Set-off and Carry Forward of Losses:
In India, the Income Tax Act allows taxpayers to set off and carry forward losses incurred in a particular financial year against income earned in subsequent years. This provision helps individuals and businesses mitigate the impact of losses by reducing their tax liability. The set-off and carry forward of losses are governed by Sections 70 to 80 of the Income Tax Act, 1961.
- Inter-source Set-off: Losses incurred under one source of income can be set off against income from another source within the same financial year. For example, if an individual incurs a loss in one business, it can be set off against income from another profitable business.
- Intra-source Set-off: Losses incurred under a particular source of income can be set off against income from the same source within the same financial year. For example, if an individual incurs a loss from one property, it can be set off against rental income from another property.
- Carry Forward of Losses: If the entire loss cannot be set off in the same financial year, the unabsorbed loss can be carried forward to subsequent years. The loss can be carried forward for a specified period, which varies based on the type of loss. For most losses, including business loss and capital loss, the period of carry forward is 8 years. However, certain specified losses have different carry forward periods.
Losses in Speculative Business: Learn about the treatment of losses incurred in speculative businesses, such as futures and options trading. Explore the restrictions and provisions for setting off and carrying forward these losses.
Losses incurred in speculative businesses, including futures and options trading, have specific treatment under the Indian tax laws. Here is some information regarding the treatment of losses in speculative business in India:
- Definition of Speculative Business: According to the Income Tax Act, speculative transactions refer to transactions carried out on recognized stock exchanges that involve the purchase or sale of certain commodities, including shares, derivatives, and non-deliverable contracts. These transactions are settled otherwise than by actual delivery or transfer of the underlying assets.
- Treatment of Speculative Losses: Losses incurred in speculative transactions cannot be set off against any other head of income, such as salary income, business income, or capital gains. Speculative losses can only be set off against speculative gains, if any, in the same financial year. This means that speculative losses cannot be used to reduce tax liability arising from other sources of income.
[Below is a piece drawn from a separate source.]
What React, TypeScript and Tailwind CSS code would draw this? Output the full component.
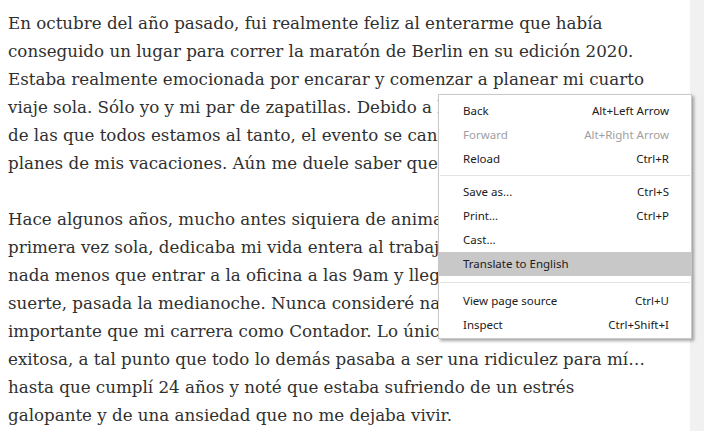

- Carry Forward of Speculative Losses: If the speculative losses cannot be fully set off against speculative gains in the same financial year, the unabsorbed losses can be carried forward to subsequent years. Speculative losses can be carried forward for a period of four years immediately succeeding the financial year in which the loss was incurred. However, it is important to note that speculative losses can only be set off against speculative gains in the subsequent years.
- Separate Books of Accounts: Speculative businesses are required to maintain separate books of accounts for recording transactions related to speculative transactions. This segregation helps in distinguishing speculative gains and losses from gains and losses arising from other non-speculative activities.
- Tax Audit Requirement: If a taxpayer engages in speculative transactions and incurs speculative losses, they may be required to undergo a tax audit under Section 44AB of the Income Tax Act. Tax audit is mandatory if the turnover or gross receipts from speculative transactions exceed the threshold limit specified under the Act.
- Reporting Speculative Transactions: Taxpayers engaged in speculative transactions need to report the details of such transactions while filing their income tax returns. The information should include details of transactions, profits, and losses incurred in speculative business.
It is important for individuals involved in speculative transactions to maintain proper records and seek professional advice to ensure compliance with tax laws and to effectively utilize any set-off and carry forward provisions available for speculative losses.
Business Losses and their Treatment:
Business losses incurred by taxpayers in India have specific provisions for treatment, set-off, and carry forward. Here is an overview of the treatment of business losses under the Indian tax laws:
- Set-off Against Other Sources of Income: a. Intra-source Set-off: Business losses can be set off against income from the same business or profession within the same financial year. For example, if a taxpayer incurs a loss in one business, the loss can be set off against the income earned from another profitable business within the same financial year. b. Inter-source Set-off: Business losses can also be set off against income from different sources, such as salary income, house property income, or capital gains, within the same financial year. This allows taxpayers to reduce their overall taxable income by offsetting business losses against other sources of income.
- Carry Forward of Unabsorbed Business Losses: a. If the business losses cannot be fully set off against income in the same financial year, the unabsorbed losses can be carried forward to subsequent years. b. The Income Tax Act allows for the carry forward of unabsorbed business losses for up to eight assessment years immediately succeeding the year in which the loss was incurred. c. The carried forward losses can be set off against income from the same business or profession in the subsequent years. This provision enables taxpayers to reduce their tax liability in future years by utilizing the unabsorbed losses.
- Limitations on Set-off and Carry Forward: a. Change in Shareholding or Ownership: In the case of closely held companies, the carry forward and set-off of losses may be subject to restrictions if there is a substantial change in shareholding or ownership pattern. Such restrictions aim to prevent the misuse of losses through the transfer of shares or ownership.b. Change in Nature of Business: Losses incurred in a specific business or profession can only be set off against income from the same business or profession. If there is a change in the nature of business or profession, the losses from the old business may not be eligible for set-off against income from the new business. c. Tax Audit Requirement: Taxpayers with business losses may be required to undergo a tax audit under Section 44AB of the Income Tax Act if their turnover or gross receipts exceed the prescribed threshold limit. A tax audit ensures compliance and accurate reporting of business losses.
- Maintenance of Books of Accounts: Taxpayers are required to maintain proper books of accounts to record business transactions, income, and losses. Maintaining accurate records is essential for claiming set-off and carry forward of business losses.
It is important for taxpayers to consult tax professionals and refer to the relevant sections of the Income Tax Act, 1961, for detailed and updated information on the treatment of business losses in India. Compliance with tax laws, proper record-keeping, and timely tax planning can help individuals and businesses effectively utilize set-off and carry forward provisions for business losses.